I hated David…when we weren’t supposed to?
This is very personal. I wanted to be on David’s side. But I couldn’t. As much as I get that he felt gypped by Malik (while we – the audience knows was not Malik’s fault) – all sympathies went out the window when he admits to hurting Malik’s son.
I didn’t get that at all. I’m wondering – did I misunderstand? If he actually was responsible for Malik’s son’s death – on what planet does he and his wife think it’s OK to hold a grudge against Malik? The narrative lost me here. Because when I realized that – I HATED DAVID. And I don’t think the director wanted that to happen. We were meant to sympathize and empathize with Malik AND David. Because that was at the crux of the movie. That was the core conflict. And when I took one person’s side over the other completely – the movie was over for me.
And this one for being a non-Malayali.
I apologize.
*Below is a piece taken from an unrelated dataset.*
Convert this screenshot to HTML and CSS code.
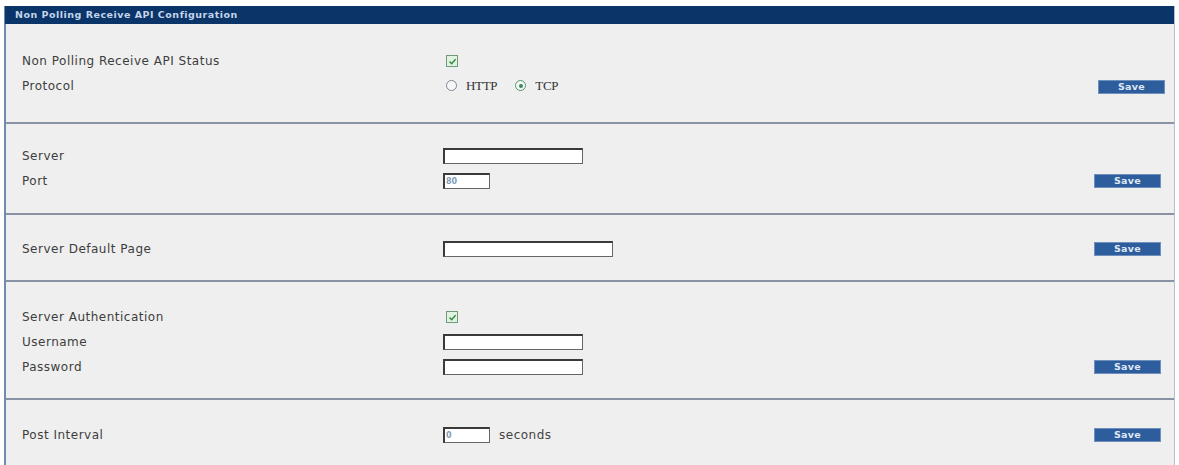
FILE: index.html
```html
<!DOCTYPE html>
<html lang="en">
<head>
    <meta charset="UTF-8">
    <title>Non Polling Receive API Configuration</title>
    <link rel="stylesheet" href="styles.css">
</head>
<body>
    <div class="panel">
        <div class="panel-title">Non Polling Receive API Configuration</div>

        <!-- Статус и протокол -->
        <div class="section sec-status">
            <div class="rows">
                <div class="row">
                    <span class="label">Non Polling Receive API Status</span>
                    <span class="ctrl">
                        <span class="check"><svg viewBox="0 0 11 11" width="11" height="11"><path d="M2.5 5.6 L4.6 7.7 L8.6 3.2" fill="none" stroke="#2f8a3a" stroke-width="1.4"/></svg></span>
                    </span>
                </div>
                <div class="row">
                    <span class="label">Protocol</span>
                    <span class="ctrl">
                        <span class="radio"></span><span class="radio-text">HTTP</span>
                        <span class="radio radio-on"></span><span class="radio-text">TCP</span>
                    </span>
                </div>
            </div>
            <button class="save save-first">Save</button>
        </div>

        <!-- Сервер и порт -->
        <div class="section sec-server">
            <div class="rows">
                <div class="row">
                    <span class="label">Server</span>
                    <span class="ctrl"><input class="field field-long" type="text"></span>
                </div>
                <div class="row">
                    <span class="label">Port</span>
                    <span class="ctrl"><input class="field field-short" type="text" value="80"></span>
                </div>
            </div>
            <button class="save">Save</button>
        </div>

        <!-- Страница по умолчанию -->
        <div class="section sec-page">
            <div class="rows">
                <div class="row">
                    <span class="label">Server Default Page</span>
                    <span class="ctrl"><input class="field field-wide" type="text"></span>
                </div>
            </div>
            <button class="save">Save</button>
        </div>

        <!-- Авторизация -->
        <div class="section sec-auth">
            <div class="rows">
                <div class="row">
                    <span class="label">Server Authentication</span>
                    <span class="ctrl">
                        <span class="check"><svg viewBox="0 0 11 11" width="11" height="11"><path d="M2.5 5.6 L4.6 7.7 L8.6 3.2" fill="none" stroke="#2f8a3a" stroke-width="1.4"/></svg></span>
                    </span>
                </div>
                <div class="row">
                    <span class="label">Username</span>
                    <span class="ctrl"><input class="field field-long" type="text"></span>
                </div>
                <div class="row">
                    <span class="label">Password</span>
                    <span class="ctrl"><input class="field field-long" type="password"></span>
                </div>
            </div>
            <button class="save">Save</button>
        </div>

        <!-- Интервал -->
        <div class="section sec-interval">
            <div class="rows">
                <div class="row">
                    <span class="label">Post Interval</span>
                    <span class="ctrl"><input class="field field-short" type="text" value="0"><span class="unit">seconds</span></span>
                </div>
            </div>
            <button class="save">Save</button>
        </div>
    </div>
</body>
</html>
```

FILE: styles.css
```css
* {
    margin: 0;
    padding: 0;
    box-sizing: border-box;
}

html, body {
    background: #ffffff;
    font-family: 'DejaVu Sans', Verdana, sans-serif;
    font-size: 12px;
    color: #333;
    overflow: hidden;
}

/* Панель */
.panel {
    margin: 6px 4px 0 4px;
    background: #efefef;
    border-left: 2px solid #6e8bb0;
    border-right: 1px solid #b9bcc4;
    height: 470px;
}

.panel-title {
    background: #0b3468;
    color: #c3d5ea;
    font-size: 9.5px;
    font-weight: bold;
    letter-spacing: 0.5px;
    height: 18px;
    line-height: 18px;
    padding-left: 10px;
    margin-left: -1px;
}

/* Секции */
.section {
    display: flex;
    align-items: flex-end;
    border-bottom: 2px solid #8a93a6;
    padding: 0 13px 20px 16px;
}

.sec-status { padding-top: 24px; padding-bottom: 24px; }
.sec-server { padding-top: 19px; padding-bottom: 20px; }
.sec-page { padding-top: 21px; padding-bottom: 19px; }
.sec-auth { padding-top: 22px; padding-bottom: 19px; }
.sec-interval { padding-top: 22px; border-bottom: none; }

.rows {
    flex: 1;
}

.row {
    display: flex;
    align-items: center;
    height: 25px;
}

.label {
    width: 421px;
    color: #3d3d3d;
    letter-spacing: 0.5px;
}

.ctrl {
    display: flex;
    align-items: center;
}

/* Чекбокс */
.check {
    display: inline-block;
    width: 12px;
    height: 12px;
    margin-left: 3px;
    border: 1px solid #6f9a7a;
    background: #e2f2e2;
    position: relative;
}

.check svg {
    position: absolute;
    left: 0;
    top: 0;
}

/* Радио */
.radio {
    display: inline-block;
    width: 11px;
    height: 11px;
    margin-left: 3px;
    border: 1px solid #7b8796;
    border-radius: 50%;
    background: #f7f7f7;
    position: relative;
}

.radio-on {
    margin-left: 18px;
    border-color: #4a9a6a;
}

.radio-on::after {
    content: '';
    position: absolute;
    left: 2.5px;
    top: 2.5px;
    width: 4px;
    height: 4px;
    border-radius: 50%;
    background: #3c8a5a;
}

.radio-text {
    margin-left: 9px;
    font-family: 'Liberation Serif', serif;
    font-size: 13px;
    letter-spacing: -0.3px;
    color: #333;
}

/* Поля */
.field {
    height: 16px;
    border: 1px solid #444;
    border-top: 2px solid #3a3a3a;
    border-left: 2px solid #3a3a3a;
    border-right-color: #666;
    border-bottom-color: #666;
    background: #fff;
    font-family: 'DejaVu Sans', sans-serif;
    font-size: 8px;
    font-weight: bold;
    color: #7f9cb8;
    padding: 0 1px;
}

.field-long { width: 140px; }
.field-wide { width: 170px; }
.field-short { width: 47px; }

.unit {
    margin-left: 9px;
    color: #444;
    letter-spacing: 0.5px;
}

/* Кнопка сохранения */
.save {
    width: 67px;
    height: 14px;
    margin-bottom: 5px;
    background: #2d5d9c;
    border: 1px solid #6f8fbd;
    color: #dfe8f4;
    font-family: 'DejaVu Sans', sans-serif;
    font-size: 9.5px;
    font-weight: bold;
    letter-spacing: 0.3px;
    line-height: 12px;
    cursor: pointer;
}

.save-first {
    margin-right: -4px;
    margin-bottom: 4px;
}
```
This one was hard for me. As a non-Malayali watching this movie and watching it with subtitles – it was really hard for me to keep track of the overwhelming number of ‘other’ characters in the film. After awhile – some of the faces started to blur and look and feel similar. I guess I could always watch it again and get a better sense of who is who in the film. Unfortunately, the film is just not that good for me to give it a second look.
After Trance – this is my second consecutive Faasil movie that I’ve not liked. I still have Joji left to watch.
If Trance was over-the-top in a very bad way, Malik was very old, and old-fashioned.
I still love Faasil. I still think he’s the bee’s knees. But he has to start picking the right stories. Audiences are too spoiled for choice these days and even a diehard fan like me will not watch his next film unless it offers something really new and original.